TASK: Make an exact copy of all the material below, apart from the pictures.

DATA EXTRACT:
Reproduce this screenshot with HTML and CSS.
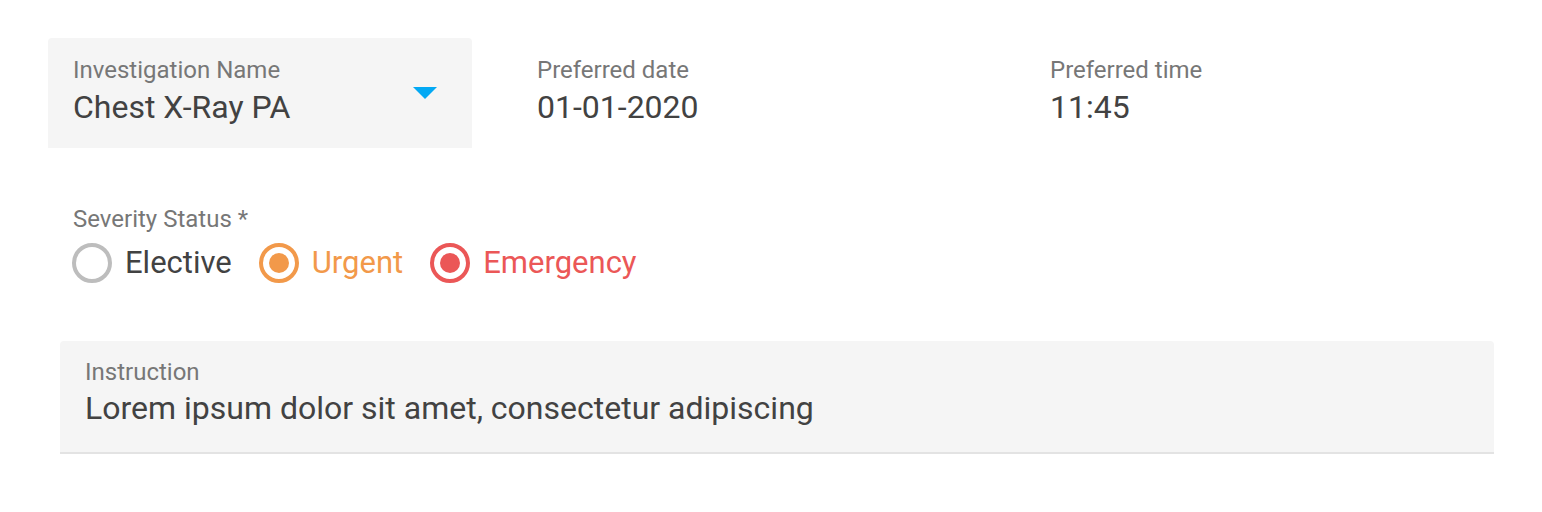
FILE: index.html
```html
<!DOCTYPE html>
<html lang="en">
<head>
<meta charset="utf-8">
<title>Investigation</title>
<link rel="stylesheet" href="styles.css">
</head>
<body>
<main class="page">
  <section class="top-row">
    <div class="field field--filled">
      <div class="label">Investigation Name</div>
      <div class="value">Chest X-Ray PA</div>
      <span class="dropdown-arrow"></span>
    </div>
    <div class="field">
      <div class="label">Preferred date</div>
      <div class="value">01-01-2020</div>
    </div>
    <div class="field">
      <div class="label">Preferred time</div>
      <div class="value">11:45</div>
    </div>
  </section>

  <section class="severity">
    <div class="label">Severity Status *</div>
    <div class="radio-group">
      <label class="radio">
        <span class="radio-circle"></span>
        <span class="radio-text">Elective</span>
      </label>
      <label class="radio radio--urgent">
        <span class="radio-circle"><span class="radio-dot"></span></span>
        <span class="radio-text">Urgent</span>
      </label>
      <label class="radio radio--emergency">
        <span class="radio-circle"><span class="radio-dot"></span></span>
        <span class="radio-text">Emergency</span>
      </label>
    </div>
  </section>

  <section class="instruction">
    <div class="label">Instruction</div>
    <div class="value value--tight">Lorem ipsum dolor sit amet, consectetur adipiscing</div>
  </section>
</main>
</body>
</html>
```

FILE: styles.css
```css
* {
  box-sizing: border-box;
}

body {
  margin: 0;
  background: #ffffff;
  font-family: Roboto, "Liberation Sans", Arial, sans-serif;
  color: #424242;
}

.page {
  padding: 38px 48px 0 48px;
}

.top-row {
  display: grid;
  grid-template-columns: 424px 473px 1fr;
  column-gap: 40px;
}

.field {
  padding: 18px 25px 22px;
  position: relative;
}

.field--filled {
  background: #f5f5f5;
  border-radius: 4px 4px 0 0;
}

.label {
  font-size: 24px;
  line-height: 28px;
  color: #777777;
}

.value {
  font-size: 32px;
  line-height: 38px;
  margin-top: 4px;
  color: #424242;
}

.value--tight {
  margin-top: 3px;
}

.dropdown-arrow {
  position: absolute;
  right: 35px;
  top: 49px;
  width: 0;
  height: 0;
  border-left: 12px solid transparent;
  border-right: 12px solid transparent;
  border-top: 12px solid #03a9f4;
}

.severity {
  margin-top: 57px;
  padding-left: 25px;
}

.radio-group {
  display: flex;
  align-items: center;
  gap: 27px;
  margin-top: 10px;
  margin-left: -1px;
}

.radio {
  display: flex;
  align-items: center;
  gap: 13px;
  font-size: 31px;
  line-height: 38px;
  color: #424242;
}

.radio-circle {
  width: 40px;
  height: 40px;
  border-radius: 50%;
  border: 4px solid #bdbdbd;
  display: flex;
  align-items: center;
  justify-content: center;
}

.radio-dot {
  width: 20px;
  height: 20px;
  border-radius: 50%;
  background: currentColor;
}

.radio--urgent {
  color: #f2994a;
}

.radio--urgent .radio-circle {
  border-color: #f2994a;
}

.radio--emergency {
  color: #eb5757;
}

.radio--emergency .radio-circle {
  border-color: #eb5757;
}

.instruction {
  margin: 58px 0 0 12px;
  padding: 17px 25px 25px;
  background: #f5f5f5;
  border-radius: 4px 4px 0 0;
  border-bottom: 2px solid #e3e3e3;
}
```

RESPONSE:
Reproduce this screenshot with HTML and CSS.
FILE: index.html
```html
<!DOCTYPE html>
<html lang="en">
<head>
<meta charset="utf-8">
<title>Investigation</title>
<link rel="stylesheet" href="styles.css">
</head>
<body>
<main class="page">
  <section class="top-row">
    <div class="field field--filled">
      <div class="label">Investigation Name</div>
      <div class="value">Chest X-Ray PA</div>
      <span class="dropdown-arrow"></span>
    </div>
    <div class="field">
      <div class="label">Preferred date</div>
      <div class="value">01-01-2020</div>
    </div>
    <div class="field">
      <div class="label">Preferred time</div>
      <div class="value">11:45</div>
    </div>
  </section>

  <section class="severity">
    <div class="label">Severity Status *</div>
    <div class="radio-group">
      <label class="radio">
        <span class="radio-circle"></span>
        <span class="radio-text">Elective</span>
      </label>
      <label class="radio radio--urgent">
        <span class="radio-circle"><span class="radio-dot"></span></span>
        <span class="radio-text">Urgent</span>
      </label>
      <label class="radio radio--emergency">
        <span class="radio-circle"><span class="radio-dot"></span></span>
        <span class="radio-text">Emergency</span>
      </label>
    </div>
  </section>

  <section class="instruction">
    <div class="label">Instruction</div>
    <div class="value value--tight">Lorem ipsum dolor sit amet, consectetur adipiscing</div>
  </section>
</main>
</body>
</html>
```

FILE: styles.css
```css
* {
  box-sizing: border-box;
}

body {
  margin: 0;
  background: #ffffff;
  font-family: Roboto, "Liberation Sans", Arial, sans-serif;
  color: #424242;
}

.page {
  padding: 38px 48px 0 48px;
}

.top-row {
  display: grid;
  grid-template-columns: 424px 473px 1fr;
  column-gap: 40px;
}

.field {
  padding: 18px 25px 22px;
  position: relative;
}

.field--filled {
  background: #f5f5f5;
  border-radius: 4px 4px 0 0;
}

.label {
  font-size: 24px;
  line-height: 28px;
  color: #777777;
}

.value {
  font-size: 32px;
  line-height: 38px;
  margin-top: 4px;
  color: #424242;
}

.value--tight {
  margin-top: 3px;
}

.dropdown-arrow {
  position: absolute;
  right: 35px;
  top: 49px;
  width: 0;
  height: 0;
  border-left: 12px solid transparent;
  border-right: 12px solid transparent;
  border-top: 12px solid #03a9f4;
}

.severity {
  margin-top: 57px;
  padding-left: 25px;
}

.radio-group {
  display: flex;
  align-items: center;
  gap: 27px;
  margin-top: 10px;
  margin-left: -1px;
}

.radio {
  display: flex;
  align-items: center;
  gap: 13px;
  font-size: 31px;
  line-height: 38px;
  color: #424242;
}

.radio-circle {
  width: 40px;
  height: 40px;
  border-radius: 50%;
  border: 4px solid #bdbdbd;
  display: flex;
  align-items: center;
  justify-content: center;
}

.radio-dot {
  width: 20px;
  height: 20px;
  border-radius: 50%;
  background: currentColor;
}

.radio--urgent {
  color: #f2994a;
}

.radio--urgent .radio-circle {
  border-color: #f2994a;
}

.radio--emergency {
  color: #eb5757;
}

.radio--emergency .radio-circle {
  border-color: #eb5757;
}

.instruction {
  margin: 58px 0 0 12px;
  padding: 17px 25px 25px;
  background: #f5f5f5;
  border-radius: 4px 4px 0 0;
  border-bottom: 2px solid #e3e3e3;
}
```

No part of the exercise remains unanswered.